*WHAT YOU NEED TO DO*. Give the number of lines in this listing that contain the word "image", and nothing else.

*MATERIAL PROVIDED*.
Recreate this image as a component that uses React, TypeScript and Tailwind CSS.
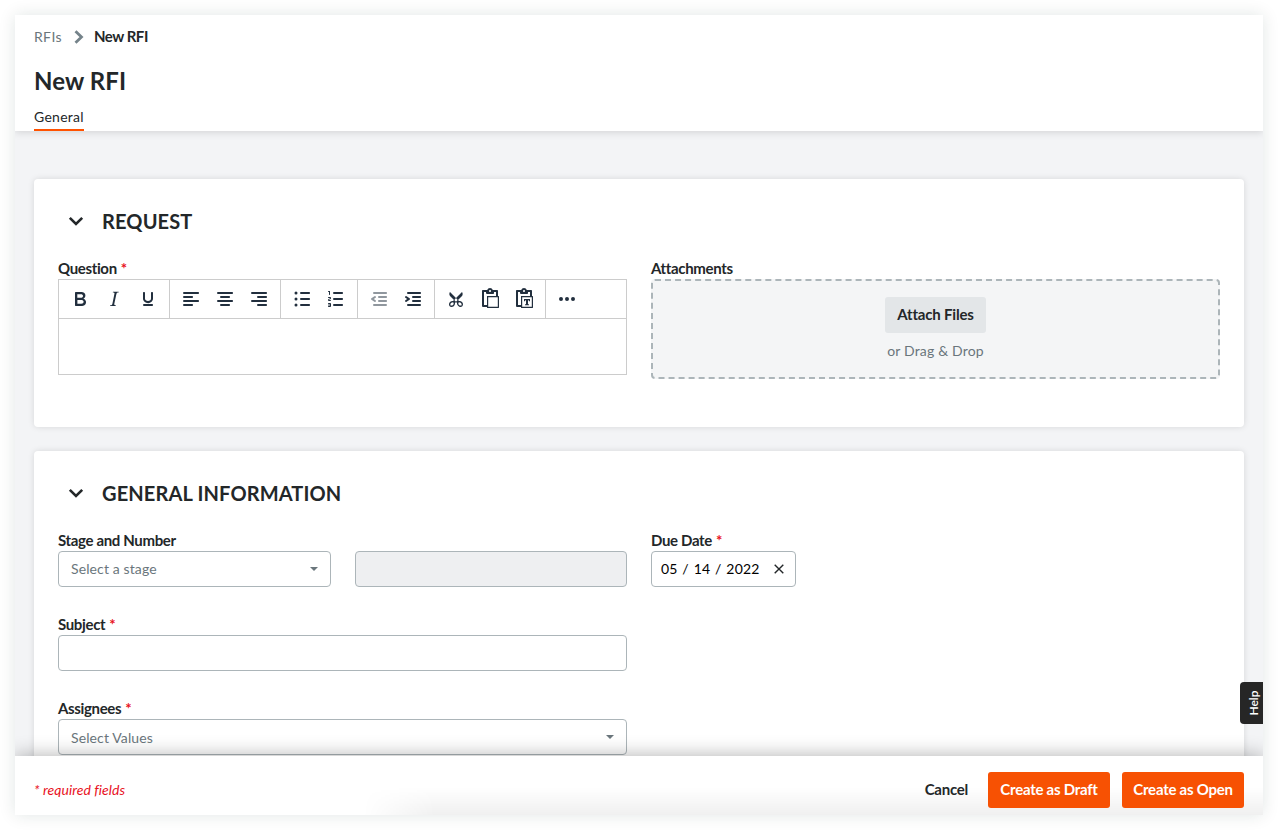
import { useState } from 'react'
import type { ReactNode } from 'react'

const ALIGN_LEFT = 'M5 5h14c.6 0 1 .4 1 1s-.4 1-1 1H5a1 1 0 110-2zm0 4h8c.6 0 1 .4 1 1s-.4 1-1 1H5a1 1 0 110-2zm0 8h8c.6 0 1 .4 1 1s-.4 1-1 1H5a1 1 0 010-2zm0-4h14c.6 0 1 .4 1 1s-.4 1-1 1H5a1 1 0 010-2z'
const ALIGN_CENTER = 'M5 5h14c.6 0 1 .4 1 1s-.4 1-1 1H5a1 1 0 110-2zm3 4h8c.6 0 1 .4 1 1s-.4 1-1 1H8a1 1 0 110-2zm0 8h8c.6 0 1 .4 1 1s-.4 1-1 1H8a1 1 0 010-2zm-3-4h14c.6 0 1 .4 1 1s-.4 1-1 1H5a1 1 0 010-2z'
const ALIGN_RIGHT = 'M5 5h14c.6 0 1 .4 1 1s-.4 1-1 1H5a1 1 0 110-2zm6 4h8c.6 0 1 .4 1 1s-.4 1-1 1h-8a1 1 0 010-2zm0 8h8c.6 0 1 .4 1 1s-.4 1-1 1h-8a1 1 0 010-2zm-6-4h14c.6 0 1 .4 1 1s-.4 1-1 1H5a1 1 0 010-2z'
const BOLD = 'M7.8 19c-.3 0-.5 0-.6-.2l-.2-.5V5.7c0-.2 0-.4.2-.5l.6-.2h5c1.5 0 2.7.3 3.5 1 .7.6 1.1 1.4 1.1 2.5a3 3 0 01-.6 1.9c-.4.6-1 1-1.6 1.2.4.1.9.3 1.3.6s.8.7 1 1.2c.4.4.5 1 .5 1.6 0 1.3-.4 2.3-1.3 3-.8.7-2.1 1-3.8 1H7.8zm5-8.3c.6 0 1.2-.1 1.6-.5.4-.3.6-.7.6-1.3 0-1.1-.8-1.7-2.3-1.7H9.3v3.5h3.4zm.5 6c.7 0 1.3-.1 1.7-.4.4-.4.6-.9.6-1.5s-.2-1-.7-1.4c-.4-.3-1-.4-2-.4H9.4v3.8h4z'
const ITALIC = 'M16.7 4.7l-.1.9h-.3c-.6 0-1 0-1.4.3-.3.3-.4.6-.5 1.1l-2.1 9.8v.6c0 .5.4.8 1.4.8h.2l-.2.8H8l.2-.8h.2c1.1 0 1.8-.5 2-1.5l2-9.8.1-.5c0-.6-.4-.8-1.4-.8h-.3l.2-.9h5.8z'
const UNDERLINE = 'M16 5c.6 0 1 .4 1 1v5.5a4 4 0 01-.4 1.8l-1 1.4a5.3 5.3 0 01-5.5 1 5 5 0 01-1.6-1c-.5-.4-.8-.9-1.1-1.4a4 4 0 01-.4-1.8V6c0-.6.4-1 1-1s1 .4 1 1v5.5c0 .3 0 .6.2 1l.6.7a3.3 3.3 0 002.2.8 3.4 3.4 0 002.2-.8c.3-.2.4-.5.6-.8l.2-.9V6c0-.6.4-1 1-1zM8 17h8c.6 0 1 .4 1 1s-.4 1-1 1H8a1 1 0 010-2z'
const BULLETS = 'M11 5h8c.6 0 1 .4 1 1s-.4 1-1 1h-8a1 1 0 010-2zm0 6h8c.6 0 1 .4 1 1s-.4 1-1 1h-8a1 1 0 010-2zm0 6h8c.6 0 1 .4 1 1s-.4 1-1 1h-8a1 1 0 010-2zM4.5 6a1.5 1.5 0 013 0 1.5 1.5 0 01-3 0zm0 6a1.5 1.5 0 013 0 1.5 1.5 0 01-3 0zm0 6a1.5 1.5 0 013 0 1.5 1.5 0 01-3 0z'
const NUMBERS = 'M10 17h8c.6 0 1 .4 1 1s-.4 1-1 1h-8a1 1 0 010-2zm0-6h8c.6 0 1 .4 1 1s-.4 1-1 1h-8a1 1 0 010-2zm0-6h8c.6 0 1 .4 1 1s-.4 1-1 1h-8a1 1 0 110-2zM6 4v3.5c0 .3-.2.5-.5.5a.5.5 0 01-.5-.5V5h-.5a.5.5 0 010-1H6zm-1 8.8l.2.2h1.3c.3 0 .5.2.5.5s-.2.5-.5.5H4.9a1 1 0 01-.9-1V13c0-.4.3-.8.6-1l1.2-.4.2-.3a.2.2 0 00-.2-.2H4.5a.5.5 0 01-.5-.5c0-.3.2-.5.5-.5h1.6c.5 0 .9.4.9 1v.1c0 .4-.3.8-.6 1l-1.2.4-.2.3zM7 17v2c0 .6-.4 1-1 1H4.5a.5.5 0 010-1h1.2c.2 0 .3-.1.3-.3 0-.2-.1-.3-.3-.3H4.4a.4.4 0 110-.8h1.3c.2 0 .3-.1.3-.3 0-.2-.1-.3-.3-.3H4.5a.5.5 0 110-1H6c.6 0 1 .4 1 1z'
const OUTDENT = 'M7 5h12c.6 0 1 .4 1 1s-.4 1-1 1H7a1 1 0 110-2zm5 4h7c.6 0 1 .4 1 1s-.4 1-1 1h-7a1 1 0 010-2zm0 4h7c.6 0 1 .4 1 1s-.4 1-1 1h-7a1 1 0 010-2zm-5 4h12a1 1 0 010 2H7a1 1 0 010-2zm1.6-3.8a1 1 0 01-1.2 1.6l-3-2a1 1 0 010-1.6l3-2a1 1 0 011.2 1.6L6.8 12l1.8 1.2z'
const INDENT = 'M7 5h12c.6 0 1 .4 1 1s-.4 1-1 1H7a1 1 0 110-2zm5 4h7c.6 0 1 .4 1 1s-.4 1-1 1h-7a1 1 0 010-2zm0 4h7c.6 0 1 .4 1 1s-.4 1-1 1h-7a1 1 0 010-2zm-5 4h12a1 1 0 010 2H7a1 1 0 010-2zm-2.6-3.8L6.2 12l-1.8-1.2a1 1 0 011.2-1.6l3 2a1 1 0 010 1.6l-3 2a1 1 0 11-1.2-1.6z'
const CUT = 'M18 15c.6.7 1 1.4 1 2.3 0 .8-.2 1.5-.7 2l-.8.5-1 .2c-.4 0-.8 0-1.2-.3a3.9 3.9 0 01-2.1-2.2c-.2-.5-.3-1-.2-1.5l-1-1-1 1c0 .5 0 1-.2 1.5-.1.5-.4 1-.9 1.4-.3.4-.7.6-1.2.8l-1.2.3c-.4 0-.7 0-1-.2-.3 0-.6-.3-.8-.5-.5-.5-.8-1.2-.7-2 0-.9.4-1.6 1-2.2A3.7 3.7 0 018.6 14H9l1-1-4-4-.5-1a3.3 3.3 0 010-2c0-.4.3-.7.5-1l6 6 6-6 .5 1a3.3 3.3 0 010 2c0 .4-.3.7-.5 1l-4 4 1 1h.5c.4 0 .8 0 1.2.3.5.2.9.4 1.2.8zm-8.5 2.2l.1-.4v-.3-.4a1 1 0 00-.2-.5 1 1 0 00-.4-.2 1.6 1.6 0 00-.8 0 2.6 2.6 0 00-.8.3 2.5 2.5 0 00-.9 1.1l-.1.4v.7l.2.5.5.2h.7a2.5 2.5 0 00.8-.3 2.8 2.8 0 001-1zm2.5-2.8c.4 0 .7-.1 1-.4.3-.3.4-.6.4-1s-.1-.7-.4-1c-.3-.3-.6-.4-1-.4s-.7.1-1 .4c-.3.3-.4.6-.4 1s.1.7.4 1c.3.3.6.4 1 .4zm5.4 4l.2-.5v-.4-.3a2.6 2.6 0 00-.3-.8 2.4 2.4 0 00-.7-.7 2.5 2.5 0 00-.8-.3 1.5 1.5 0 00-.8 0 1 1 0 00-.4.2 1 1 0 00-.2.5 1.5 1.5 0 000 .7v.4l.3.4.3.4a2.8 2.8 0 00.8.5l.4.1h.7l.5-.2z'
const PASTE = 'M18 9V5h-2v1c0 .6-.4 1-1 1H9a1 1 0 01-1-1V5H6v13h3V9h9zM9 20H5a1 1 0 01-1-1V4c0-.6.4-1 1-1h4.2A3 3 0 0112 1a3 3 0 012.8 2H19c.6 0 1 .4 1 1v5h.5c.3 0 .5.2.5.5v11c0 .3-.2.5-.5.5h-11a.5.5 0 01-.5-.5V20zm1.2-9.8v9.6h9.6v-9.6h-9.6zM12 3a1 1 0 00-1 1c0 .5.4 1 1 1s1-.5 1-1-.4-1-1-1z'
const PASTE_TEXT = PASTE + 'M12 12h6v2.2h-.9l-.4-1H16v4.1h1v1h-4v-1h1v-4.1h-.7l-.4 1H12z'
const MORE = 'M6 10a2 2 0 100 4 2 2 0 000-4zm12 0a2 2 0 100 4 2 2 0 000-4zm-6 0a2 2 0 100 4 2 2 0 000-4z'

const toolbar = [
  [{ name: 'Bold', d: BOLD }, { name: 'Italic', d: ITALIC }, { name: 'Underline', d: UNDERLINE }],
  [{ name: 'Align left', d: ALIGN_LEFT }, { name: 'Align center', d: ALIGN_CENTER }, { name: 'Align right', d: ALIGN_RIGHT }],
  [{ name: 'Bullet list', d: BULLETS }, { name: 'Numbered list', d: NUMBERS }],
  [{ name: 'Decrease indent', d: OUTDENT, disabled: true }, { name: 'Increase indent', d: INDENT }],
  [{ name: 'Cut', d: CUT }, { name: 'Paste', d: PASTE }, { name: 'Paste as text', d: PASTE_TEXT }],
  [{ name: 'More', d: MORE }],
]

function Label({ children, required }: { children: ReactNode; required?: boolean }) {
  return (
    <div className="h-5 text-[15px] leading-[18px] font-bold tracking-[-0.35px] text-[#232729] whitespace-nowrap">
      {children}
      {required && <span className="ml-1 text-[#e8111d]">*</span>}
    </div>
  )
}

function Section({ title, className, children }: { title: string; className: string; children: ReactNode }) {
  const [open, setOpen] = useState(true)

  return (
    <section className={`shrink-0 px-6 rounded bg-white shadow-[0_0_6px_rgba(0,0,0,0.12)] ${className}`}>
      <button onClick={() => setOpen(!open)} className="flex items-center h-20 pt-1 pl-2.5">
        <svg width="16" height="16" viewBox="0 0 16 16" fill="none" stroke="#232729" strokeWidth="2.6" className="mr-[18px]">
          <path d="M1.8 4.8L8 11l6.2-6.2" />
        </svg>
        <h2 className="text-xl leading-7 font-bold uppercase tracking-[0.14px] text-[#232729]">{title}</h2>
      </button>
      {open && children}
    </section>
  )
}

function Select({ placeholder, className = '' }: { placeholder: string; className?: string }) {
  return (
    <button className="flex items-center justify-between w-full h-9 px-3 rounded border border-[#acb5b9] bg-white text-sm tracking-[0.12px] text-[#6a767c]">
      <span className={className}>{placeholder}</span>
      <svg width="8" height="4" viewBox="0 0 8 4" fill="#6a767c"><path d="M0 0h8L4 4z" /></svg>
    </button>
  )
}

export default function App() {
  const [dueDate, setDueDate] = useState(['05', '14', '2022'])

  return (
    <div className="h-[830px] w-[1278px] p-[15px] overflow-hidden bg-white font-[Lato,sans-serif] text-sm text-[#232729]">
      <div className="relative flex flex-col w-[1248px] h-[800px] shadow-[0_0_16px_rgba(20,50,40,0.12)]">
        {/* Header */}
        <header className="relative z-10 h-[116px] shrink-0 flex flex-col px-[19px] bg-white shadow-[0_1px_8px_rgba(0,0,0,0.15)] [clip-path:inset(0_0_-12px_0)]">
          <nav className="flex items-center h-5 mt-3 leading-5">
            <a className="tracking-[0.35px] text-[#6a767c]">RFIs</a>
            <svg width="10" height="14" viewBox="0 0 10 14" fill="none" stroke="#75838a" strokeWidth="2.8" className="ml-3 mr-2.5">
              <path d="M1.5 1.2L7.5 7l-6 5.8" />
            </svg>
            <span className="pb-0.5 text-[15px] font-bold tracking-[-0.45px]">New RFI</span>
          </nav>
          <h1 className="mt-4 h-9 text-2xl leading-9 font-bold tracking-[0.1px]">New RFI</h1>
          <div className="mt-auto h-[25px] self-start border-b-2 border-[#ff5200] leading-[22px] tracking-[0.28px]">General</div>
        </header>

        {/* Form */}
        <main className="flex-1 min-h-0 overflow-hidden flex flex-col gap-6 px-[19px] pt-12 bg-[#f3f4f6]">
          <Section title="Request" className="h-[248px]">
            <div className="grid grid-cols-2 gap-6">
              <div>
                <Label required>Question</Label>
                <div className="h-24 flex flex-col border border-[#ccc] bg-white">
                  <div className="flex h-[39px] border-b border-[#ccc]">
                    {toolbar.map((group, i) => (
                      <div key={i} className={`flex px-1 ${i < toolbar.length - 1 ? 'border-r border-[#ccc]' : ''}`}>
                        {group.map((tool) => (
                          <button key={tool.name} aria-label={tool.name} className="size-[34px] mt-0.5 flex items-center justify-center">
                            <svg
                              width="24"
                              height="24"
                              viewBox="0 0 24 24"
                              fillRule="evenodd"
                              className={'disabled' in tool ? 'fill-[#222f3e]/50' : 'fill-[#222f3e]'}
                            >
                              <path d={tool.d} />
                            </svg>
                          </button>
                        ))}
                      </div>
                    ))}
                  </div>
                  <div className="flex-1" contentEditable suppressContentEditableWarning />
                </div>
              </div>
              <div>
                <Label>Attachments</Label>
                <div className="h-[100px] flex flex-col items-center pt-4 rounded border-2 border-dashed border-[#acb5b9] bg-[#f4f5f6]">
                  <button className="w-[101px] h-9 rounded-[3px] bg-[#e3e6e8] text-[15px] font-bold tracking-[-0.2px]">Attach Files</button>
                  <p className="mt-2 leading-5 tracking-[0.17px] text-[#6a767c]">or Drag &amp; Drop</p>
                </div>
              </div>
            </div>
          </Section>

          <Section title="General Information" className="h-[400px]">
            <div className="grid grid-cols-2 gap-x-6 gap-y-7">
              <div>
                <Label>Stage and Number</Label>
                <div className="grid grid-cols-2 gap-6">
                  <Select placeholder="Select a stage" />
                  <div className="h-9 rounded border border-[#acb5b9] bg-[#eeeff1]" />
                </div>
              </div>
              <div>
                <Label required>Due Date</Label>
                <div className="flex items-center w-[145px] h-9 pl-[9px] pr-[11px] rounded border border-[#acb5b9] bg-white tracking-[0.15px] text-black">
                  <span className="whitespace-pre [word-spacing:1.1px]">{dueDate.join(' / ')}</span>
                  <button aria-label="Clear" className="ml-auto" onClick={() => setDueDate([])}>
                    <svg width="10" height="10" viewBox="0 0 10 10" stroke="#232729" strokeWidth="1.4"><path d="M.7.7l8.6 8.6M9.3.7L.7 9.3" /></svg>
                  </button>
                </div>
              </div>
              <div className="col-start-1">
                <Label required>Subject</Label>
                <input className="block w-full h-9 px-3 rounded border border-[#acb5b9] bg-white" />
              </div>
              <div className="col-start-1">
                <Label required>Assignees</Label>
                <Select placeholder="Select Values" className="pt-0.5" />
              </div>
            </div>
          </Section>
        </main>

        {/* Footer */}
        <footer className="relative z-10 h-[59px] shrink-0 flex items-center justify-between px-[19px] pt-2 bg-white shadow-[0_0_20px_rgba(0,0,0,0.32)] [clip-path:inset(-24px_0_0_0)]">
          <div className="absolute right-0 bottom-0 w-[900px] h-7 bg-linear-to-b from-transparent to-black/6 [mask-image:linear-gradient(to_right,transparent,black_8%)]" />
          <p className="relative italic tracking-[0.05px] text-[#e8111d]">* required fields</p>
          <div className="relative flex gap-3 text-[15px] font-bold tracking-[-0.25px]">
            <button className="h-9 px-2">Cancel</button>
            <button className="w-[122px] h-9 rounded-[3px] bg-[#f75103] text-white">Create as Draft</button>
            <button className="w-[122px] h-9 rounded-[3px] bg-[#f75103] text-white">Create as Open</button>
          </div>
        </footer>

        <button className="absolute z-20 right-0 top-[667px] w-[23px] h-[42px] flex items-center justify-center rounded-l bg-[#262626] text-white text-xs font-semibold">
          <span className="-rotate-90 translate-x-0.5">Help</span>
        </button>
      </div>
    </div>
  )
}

*FULL OUTPUT*. 2